Meskangela is an ergative language. Grammatical constituents in most Meskangela dialects broadly have head-final word order (SOV, or "subject-object-verb"). There are some general tendencies:

  • adjectives generally follow nouns in Classical Meskangela. In the Southern dialect opposite is true, unless the two are linked by a genitive particle e;
  • objects and adverbs precede the verb, as well as adjectives in copular clauses (which are stative verbs morphologically);
  • marked (focused or topicalised) nouns precede the unmarked nouns. The Eastern dialects often do not follow this rule;
  • unless topicalised, oblique nouns tend to follow both agent and patient: ནིཅྭཾཏཾལ མརཱིངི གསཾལཔཾལ ཨཾགྂཏཾང Nicwata Mërīngi Gësalpal agautaŋ “Mering called Nicwat to Gesalpa”. Only the Western dialects strictly follow this rule;
  • subordinate clauses generally precede the main clause in Classical Meskangela and most later dialects, apart from the Western group, in which both subordinate and relative clauses are internally headed and long-distance dependent clauses are common;
  • demonstratives and numerals follow the noun they modify. In the Western and Eastern groups demonstratives usually precede the noun, if another modifier is present;
  • in attributive clauses the head is followed by its atribute, unless the latter is topicalised;
  • in adpositional phrases postposition follows its noun;
  • interrogative clauses are signalled by the interrogative particle mai (Western lai), interrogative pronouns: kha “who”, kai “how”, ba “what”, kaima “when”, baima “where”; or the emphatic particle ŋé, which follow the head of the clause: མཾཔཱཡིནཏཾཔཿ་ངྸེ mapājintapā-ŋé? “you didn’t go there, did you?”;
  • the particle tai (and its synonym lhot, more typical to the South) are used to set off qoutations, they follow the phrase they modify: kyénna-tai cyenikka “he said "you are pretty"”. Eastern dialects use a quotative particle cai instead, which might have been an allomorph of Western tai;
  • the negative particle mu/mau precedes its modifying noun and attracts possessive prefixes: ངོམུ་ཀྱིམཾ ŋomu-kyima “not my house”. When the negative particle acts as a predicate, it follows the noun instead: ངོཀྱིམ མྂ ŋokyim mau “this isn’t my house”. In the Eastern dialects the negative predicate is substituted with a verbal negative infix, which precedes its noun.

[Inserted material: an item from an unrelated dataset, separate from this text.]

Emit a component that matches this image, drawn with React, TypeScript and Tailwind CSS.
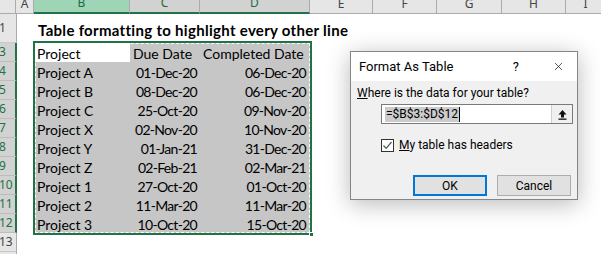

The example below shows some differences between the three main dialect groups:

  • English: “I saw the bird that was singing on a tree”.
  • Classical: མསངཾཀ་ཏྂ སིངཏཾ བཾ་བིམྨཀའཾརིཀྐཾ མརཾནཏཾང​ mësëŋak-tau siŋëta wa-bimmëkārikka mërantaŋ (bird=TOP tree-LOC2 REL=CONT-sing-3sg.PRT see-1→3.PRT).
  • Western: མརཾནིཀྐྃ ཏའིབཾ ཨེ་བིམྨཀའར྅ཀ ཐཾངྟཾ་པཾ mëranikke tîwa e-wimmëkārök thaŋta-pa (see-1sg.PRT bird-DEF REL=CONT-sing-3sg.PRT tree-LOC2=on).
  • Eastern: ཧིནྟུ མརེམྨཾ་ཏྂ ཨཀྱཽརོད​ ཧེནྟཾན hiŋtu mëremmå-tā̊ akyōrol hentaŋ (tree-LOC2.FOC bird=TOP 3sg-sing-APRT see-1→3.PRT).
  • Southern: ངི སྱེན་པཾཏ ཨངྐོཏ མསྔཾཀ་ཏཾ མྱཾནྟ ŋi sjeŋ-pat ăŋkōt măsŋak-tå mjant (I.ERG tree=on-LOC sing-APRT bird.ABS=TOP see-PRT).